With the departure of telephone booths from the landscape, the only publicly available spare-change-finding opportunity now is collecting and redeeming deposit bottles and cans (unless you follow my other tip). But you probably also have one or both of these other two auxiliary revenue sources in your own home:
Tip #1: Reclaim Remnant Visa/MC/Amex/etc Gift Cards
Remember that prepaid card someone gave you for a birthday/wedding/office bonus/etc? It was probably for a full dollar amount ($25/$50/$100 etc). You used it until you couldn’t find something that cost exactly what remained on the card ($1.03?!), then tossed it into a bag or drawer and forgot about it.
Pull it out and do this (assuming it is a general card like Visa, not a store-specific card like Stop & Shop):
1. If you don’t know how much, if any, remaining value it has read its fine print for the website or phone # you can use to find out, and do that (re-check even if you think it’s all gone – you can recover ANY amount of at least 15 cents!). If the website gives you an option to register the card with your name and address, do that. If they give specific instructions for how to use it on a website, read that.
2. Log into your Amazon account and go to the page for purchasing an Amazon gift card and sending by email.
3. Choose a random card type, enter the exact amount remaining on your remnant gift card, put in one of your own email addresses as the recipient, click “add to order” and “proceed to checkout”.
4. If you haven’t sent an Amazon gift card to that email address before, you will be immediately directed to a request to enter a new credit card; if this doesn’t happen just go to the “manage payment options” link for your account.
5. In either case, enter the remnant gift card information as a new credit card.
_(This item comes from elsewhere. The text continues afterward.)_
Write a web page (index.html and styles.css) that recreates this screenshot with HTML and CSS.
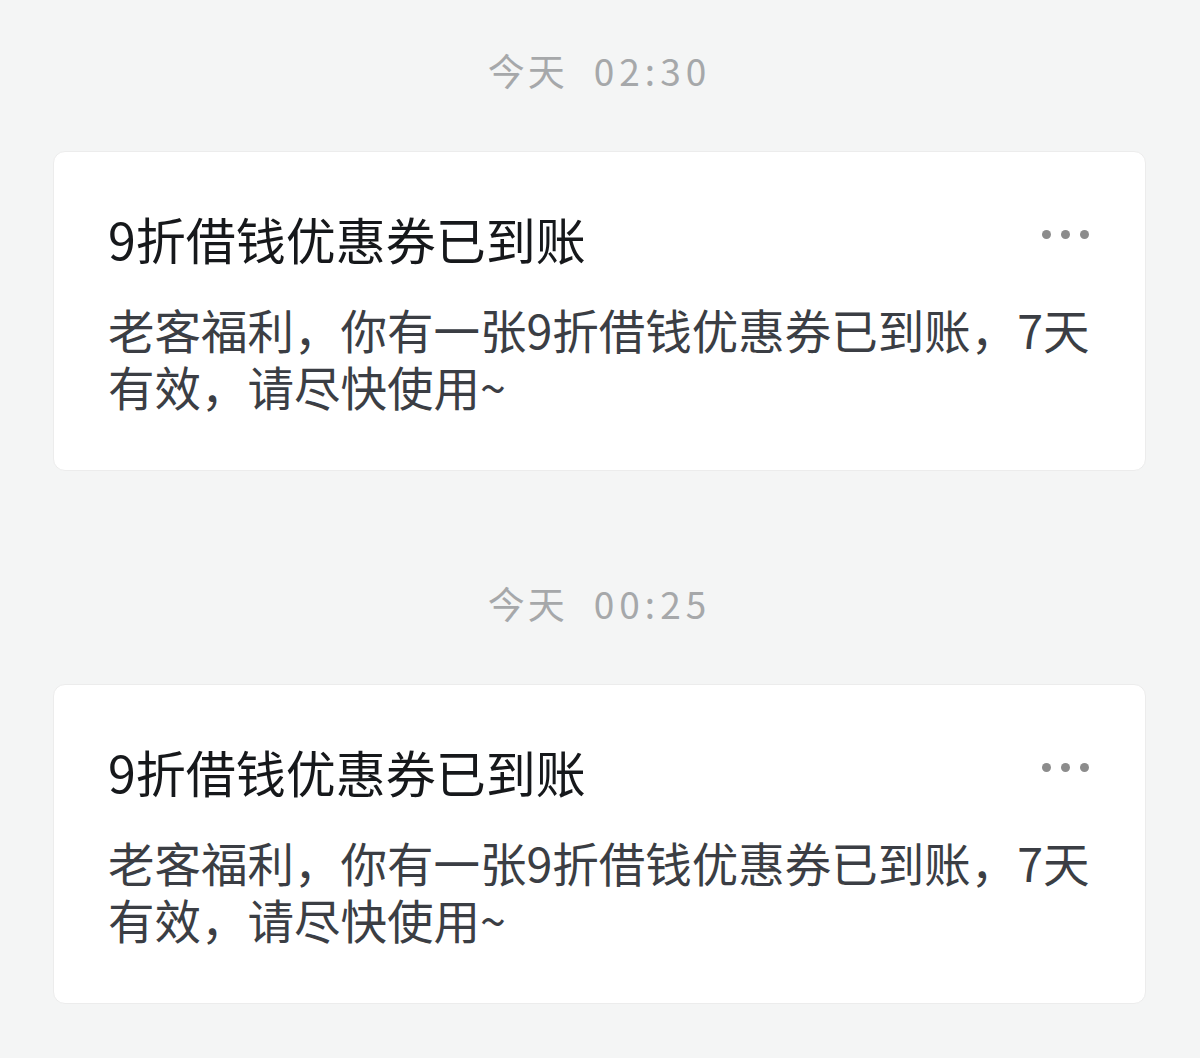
FILE: index.html
```html
<!DOCTYPE html>
<html lang="zh-CN">
<head>
<meta charset="UTF-8" />
<meta name="viewport" content="width=device-width, initial-scale=1" />
<title>消息</title>
<link rel="stylesheet" href="styles.css">
</head>
<body>
  <div class="list">
    <div class="msg">
      <div class="time"><span class="day">今天</span><span class="clock">02:30</span></div>
      <div class="card">
        <div class="card-head">
          <div class="title">9折借钱优惠券已到账</div>
          <div class="more"><span></span><span></span><span></span></div>
        </div>
        <div class="text">老客福利，你有一张9折借钱优惠券已到账，7天有效，请尽快使用~</div>
      </div>
    </div>

    <div class="msg">
      <div class="time"><span class="day">今天</span><span class="clock">00:25</span></div>
      <div class="card">
        <div class="card-head">
          <div class="title">9折借钱优惠券已到账</div>
          <div class="more"><span></span><span></span><span></span></div>
        </div>
        <div class="text">老客福利，你有一张9折借钱优惠券已到账，7天有效，请尽快使用~</div>
      </div>
    </div>
  </div>
</body>
</html>
```

FILE: styles.css
```css
body {
  margin: 0;
  background: #f4f5f5;
  font-family: "Noto Sans CJK SC", "Noto Sans", sans-serif;
  min-height: 100vh;
}
.list {
  display: flex;
  flex-direction: column;
  gap: 112px;
  padding: 50px 54px 0 53px;
}
.time {
  display: flex;
  justify-content: center;
  gap: 26px;
  font-size: 37px;
  line-height: 40px;
  color: #a6a8aa;
  letter-spacing: 3px;
  margin-bottom: 61px;
}
.clock {
  letter-spacing: 5px;
}
.card {
  background: #fff;
  border: 1px solid #ececec;
  border-radius: 12px;
  padding: 57px 54px 56px 54px;
}
.card-head {
  display: flex;
  justify-content: space-between;
  align-items: center;
}
.title {
  font-size: 50px;
  line-height: 58px;
  color: #16181b;
}
.more {
  display: flex;
  gap: 10px;
  margin-right: 2px;
  margin-top: -8px;
}
.more span {
  width: 9px;
  height: 9px;
  border-radius: 50%;
  background: #8c8c8c;
}
.text {
  margin-top: 33px;
  font-size: 46.5px;
  line-height: 57px;
  color: #3b3e44;
}
```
The card doesn’t have your name embossed on it, so enter something in the name field to identify it as a gift card you’ll want to delete later, e.g., “Betty Giftcard”
6. Complete the checkout by choosing to pay for the Amazon gift card with the remnant gift card.
7. When you receive the Amazon gift code via email, return to the site and use Apply Gift Card To your Account to add that amount for use the next time you shop. Also go into “manage payment options” and delete the now totally drained remnant gift card.
Tip #2: Spare Change Conversion
Sure, you could take that jar of random coins to a bank, when it’s open, stand in line forever, and annoy the one bank clerk and everyone else behind you because you know that the CoinStar machine at the supermarket will take nearly 10% of the amount to give you back bills… But did you know you can avoid that fee?!
In Massachusetts (and probably other locations, but check your local machine first as their site says “select locations”) coin counting is free if you convert your change to a nationally-branded gift card or eCertificate.
Here again my personal choice is to get an Amazon gift code, but you may prefer other choices like a gift card for the grocery store in which the machine is located, iTunes credit, etc. Just use the machine to count your coins, then select the type of gift code you want to receive and it’s printed out on the receipt ready for you to enter into your Amazon or other account and receive the full amount of the coins.